- PROBLEM REQUIREMENTS
Look through the records and report how many lines include the word "this", with no other words.

- INPUT DATA

★ ★ ★ ★ ★ ★ ★

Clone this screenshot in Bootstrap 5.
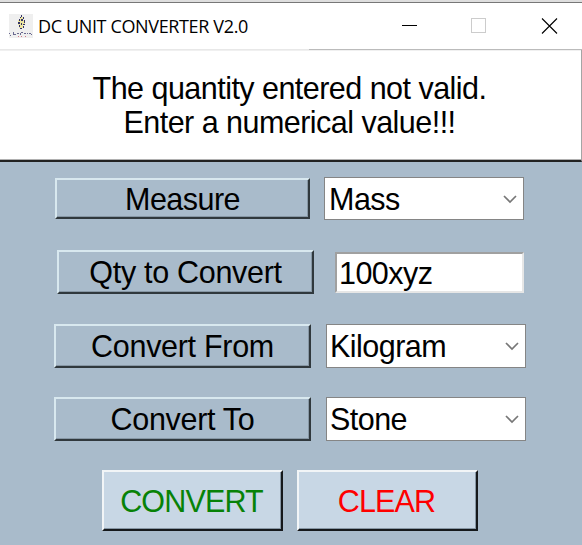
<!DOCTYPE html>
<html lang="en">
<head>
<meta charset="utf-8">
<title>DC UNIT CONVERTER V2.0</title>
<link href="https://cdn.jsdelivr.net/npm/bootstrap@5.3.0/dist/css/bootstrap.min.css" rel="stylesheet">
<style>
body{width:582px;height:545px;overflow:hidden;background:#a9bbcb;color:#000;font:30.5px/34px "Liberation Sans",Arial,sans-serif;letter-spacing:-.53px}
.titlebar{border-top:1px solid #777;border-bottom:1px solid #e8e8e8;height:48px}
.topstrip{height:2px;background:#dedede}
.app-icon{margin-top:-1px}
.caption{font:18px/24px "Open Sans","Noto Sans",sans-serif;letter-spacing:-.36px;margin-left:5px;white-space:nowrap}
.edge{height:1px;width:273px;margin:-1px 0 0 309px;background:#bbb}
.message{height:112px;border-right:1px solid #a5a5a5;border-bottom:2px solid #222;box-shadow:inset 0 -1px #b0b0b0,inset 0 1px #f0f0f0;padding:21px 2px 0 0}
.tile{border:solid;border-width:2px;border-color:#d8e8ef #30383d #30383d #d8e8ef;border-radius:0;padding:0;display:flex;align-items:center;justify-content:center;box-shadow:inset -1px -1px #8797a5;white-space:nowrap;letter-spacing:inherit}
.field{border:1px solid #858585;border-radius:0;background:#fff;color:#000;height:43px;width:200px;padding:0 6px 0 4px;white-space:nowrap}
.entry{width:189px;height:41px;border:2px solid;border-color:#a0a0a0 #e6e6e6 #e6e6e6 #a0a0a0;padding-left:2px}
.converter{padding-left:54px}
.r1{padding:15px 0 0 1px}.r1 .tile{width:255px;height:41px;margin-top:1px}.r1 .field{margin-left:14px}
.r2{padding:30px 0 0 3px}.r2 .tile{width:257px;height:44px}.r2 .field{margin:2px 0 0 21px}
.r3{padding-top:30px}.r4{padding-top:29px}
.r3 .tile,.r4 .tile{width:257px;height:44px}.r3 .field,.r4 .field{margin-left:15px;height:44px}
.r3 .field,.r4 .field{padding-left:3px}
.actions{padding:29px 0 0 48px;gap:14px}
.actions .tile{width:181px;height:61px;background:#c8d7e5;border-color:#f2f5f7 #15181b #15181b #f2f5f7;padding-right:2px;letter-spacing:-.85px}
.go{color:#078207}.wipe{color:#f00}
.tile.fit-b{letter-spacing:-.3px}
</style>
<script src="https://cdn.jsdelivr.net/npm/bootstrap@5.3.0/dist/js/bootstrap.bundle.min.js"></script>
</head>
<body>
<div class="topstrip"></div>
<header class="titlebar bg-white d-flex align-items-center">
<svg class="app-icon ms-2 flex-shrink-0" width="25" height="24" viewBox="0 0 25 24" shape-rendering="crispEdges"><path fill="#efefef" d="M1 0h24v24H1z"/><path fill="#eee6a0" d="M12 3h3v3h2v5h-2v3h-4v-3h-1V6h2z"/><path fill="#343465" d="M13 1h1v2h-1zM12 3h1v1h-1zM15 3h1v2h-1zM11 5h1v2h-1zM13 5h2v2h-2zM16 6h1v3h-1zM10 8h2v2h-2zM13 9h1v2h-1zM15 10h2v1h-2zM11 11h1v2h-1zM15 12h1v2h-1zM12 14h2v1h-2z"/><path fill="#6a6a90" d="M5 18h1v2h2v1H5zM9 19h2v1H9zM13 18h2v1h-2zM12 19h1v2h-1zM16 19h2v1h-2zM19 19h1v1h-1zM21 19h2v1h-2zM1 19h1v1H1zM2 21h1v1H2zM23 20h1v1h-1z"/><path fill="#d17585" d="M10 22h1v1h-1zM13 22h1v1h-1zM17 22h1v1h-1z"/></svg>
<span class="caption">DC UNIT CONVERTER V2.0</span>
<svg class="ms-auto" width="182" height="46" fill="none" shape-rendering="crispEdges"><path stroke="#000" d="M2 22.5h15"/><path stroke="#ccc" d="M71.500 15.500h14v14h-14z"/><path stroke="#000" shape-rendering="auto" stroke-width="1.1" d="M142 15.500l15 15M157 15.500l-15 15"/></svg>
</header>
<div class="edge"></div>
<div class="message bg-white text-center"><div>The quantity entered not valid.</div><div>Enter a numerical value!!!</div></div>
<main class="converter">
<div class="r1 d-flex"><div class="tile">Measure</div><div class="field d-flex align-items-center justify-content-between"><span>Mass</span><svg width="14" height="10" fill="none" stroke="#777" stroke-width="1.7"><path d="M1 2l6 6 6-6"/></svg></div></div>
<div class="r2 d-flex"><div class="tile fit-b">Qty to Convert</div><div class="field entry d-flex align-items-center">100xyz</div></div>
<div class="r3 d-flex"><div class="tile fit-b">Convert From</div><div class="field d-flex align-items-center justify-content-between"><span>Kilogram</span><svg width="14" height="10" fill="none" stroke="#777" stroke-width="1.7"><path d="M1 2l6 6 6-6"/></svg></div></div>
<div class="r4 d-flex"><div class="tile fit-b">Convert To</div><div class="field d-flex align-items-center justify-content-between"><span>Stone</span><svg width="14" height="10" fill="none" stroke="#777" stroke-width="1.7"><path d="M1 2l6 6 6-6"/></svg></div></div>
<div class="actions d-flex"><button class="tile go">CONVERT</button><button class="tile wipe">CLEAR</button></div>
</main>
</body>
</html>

★ ★ ★ ★ ★ ★ ★

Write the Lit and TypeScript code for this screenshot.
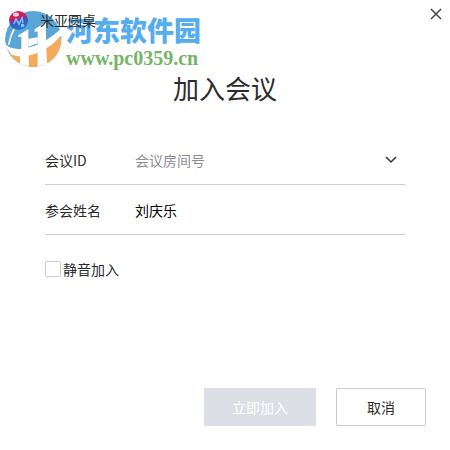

★ ★ ★ ★ ★ ★ ★

- OUTPUT
2